Harga lumpia yang dijual para pedagang tersebut berbeda-beda. Kios lumpia Gang Lombok milik Siem Swie Kiem, misalnya, menjual dengan harga Rp 6.000 per biji (goreng/basah). Kios di Jalan Pemuda milik Mbak Lien menjual dengan harga Rp 5.500 per biji. Sedangkan pedagang-pedagang lumpia lain menjual dengan harga sekitar Rp 2.500 per biji. Gerobak di depan Toko Bandeng Juwana di Jalan Pandanaran, menjual dengan harga Rp 4.000,- per biji (updated informasi dari jalan-jalan bulan Juni 2009)

Resep Lumpia Semarang

Bahan:

20 lembar kulit lumpia ukuran 20×20 cm, siap pakai, 1 liter minyak sayur

Isi:

2 sdm minyak sayur, 3 siung bawang putih, cincang halus, 250 g udang kupas, cincang, 1 sdm ebi, rendam air panas, tiriskan, 500 g rebung rebus/kalengan, iris halus, ½ sdt merica bubuk, 1 sdt garam, 2 sdm kecap manis, 1 sdt gula merah sisir, 

Saus:

350 ml air, 2 siung bawang putih, parut, ½ sdt merica bubuk, 75 g gula Jawa, sisir halus, 2 sdm tepung kanji, larutkan dengan sedikit air

BUMBU HALUS:

2 buah cabai rawit, 2 buah cabai merah, 2 siung bawang putih, 1/8 sendok teh garam

Pelengkap: Lokio, Cabai rawit, Acar mentimun

Cara membuat:

Isi: Panaskan minyak, tumis bawang putih hingga harum.

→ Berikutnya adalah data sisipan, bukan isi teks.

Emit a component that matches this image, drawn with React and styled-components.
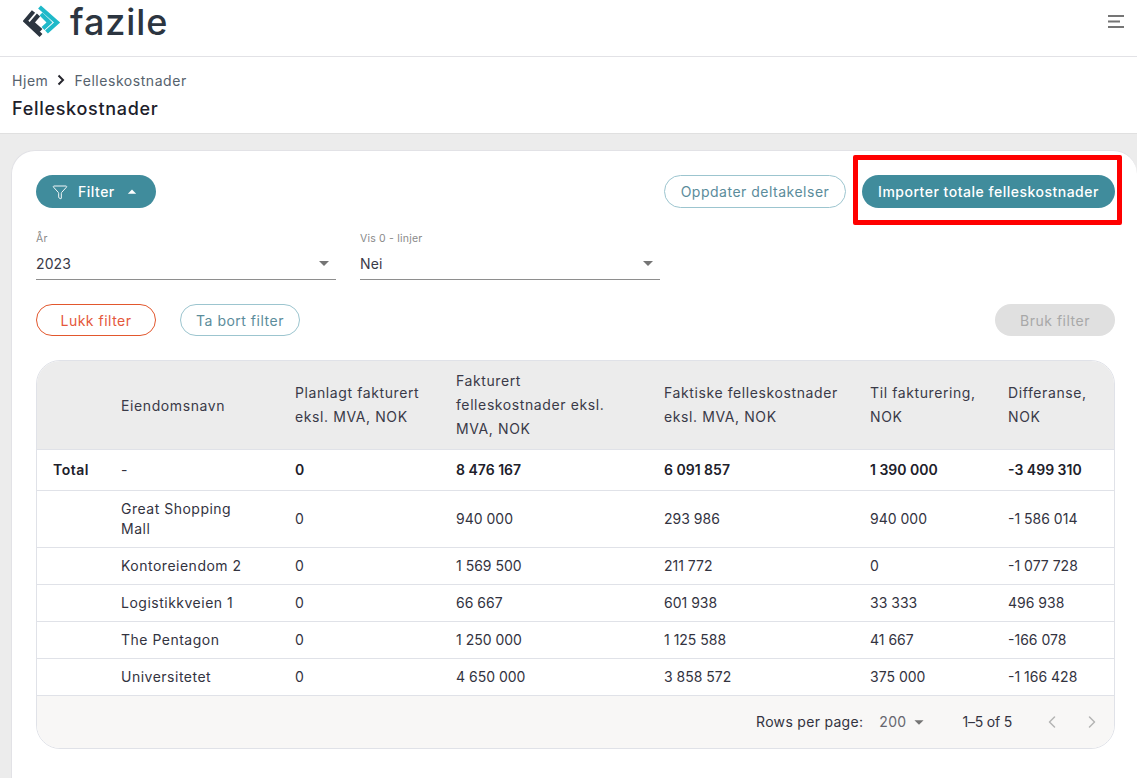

Masukkan udang cincang dan ebi, aduk hingga udang matang.

Tambahkan rebung dan bahan lainnya. Aduk rata dan masak di atas api

kecil hingga kering atau air dalam rebung habis. Angkat.

Penyelesaian:

Isi tiap lembar kulit lumpia dengan 1 sdm adonan Isi. Gulung sedikit lalu lipat sisi kiri dan kanannya sambil gulung dan padatkan. Rekatkan ujungnya dengan sedikit air. Sisihkan. Panaskan minyak banyak di atas api sedang. Goreng lumpia hingga kuning kecokelatan. Angkat dan tiriskan.

Saus: masak semua bahan kecuali tepung kanji hingga mendidih. Tuangi larutan tepung kanji, aduk hingga kental. Angkat dan dinginkan.